Argument 3: Vs Psychological Hedonism In order to prove (C2) that happiness is the only thing desirable as an end, Mill appealed to psychological hedonism: i.e., the theory that all possible objects of desire are in fact either a means to happiness or a component of a compound notion of happiness. Sidgwick rejects this psychological model and consequentially the conclusion (C2) that follows from it.
Lets do a quick analysis of Mill’s psychological model. For Mill, the relationship between “desiring a thing and finding it pleasant” is one of equivalence; “they both name the same psychological fact” (Mill, pp. 125-126). But is this true? Perhaps, if by decree we define our words this way, but this semantic equivalence doesn’t accord with common or psychological usage. Sidgwick suggests one possible disequivalence is that phrases like “at his pleasure” or “as he pleases” denote something akin to voluntary choice rather than the chooser’s objective being some “prospective feeling” (Sidgwick, p. 44).

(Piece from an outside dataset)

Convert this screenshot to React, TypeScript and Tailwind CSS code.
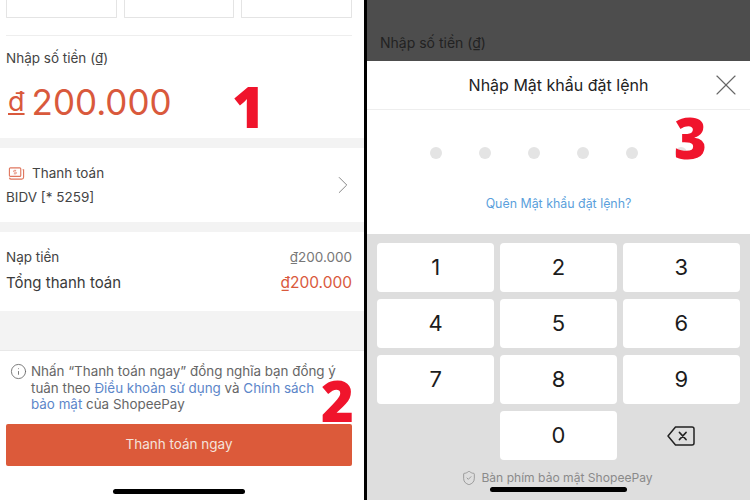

Butler psychological model suggests a more extreme disequivancence between desiring a thing and finding it pleasant. On his model, we necessarily desire things other than pleasure. Pleasure is the consequence of pursuing things like honour, power, and virtue. If we do not already have the additional desire for (in addition to the desire for pleasure) the thing that gives us pleasure, we can not pursue the pleasure (quoted in Sidgwick, Ibid).
While Sidgwick doesn’t endorse Butler’s view that we could never pursue pleasure at all without first desiring some other object, he agrees with the general point against Mill: Not all of our desires are directed at pleasure.
So, if we accept some version of this psychological model it is not clear that everything we desire we also will find pleasant. It then follow that (C2) cannot be derived from the proof–i.e., happiness might not be the only desirable end.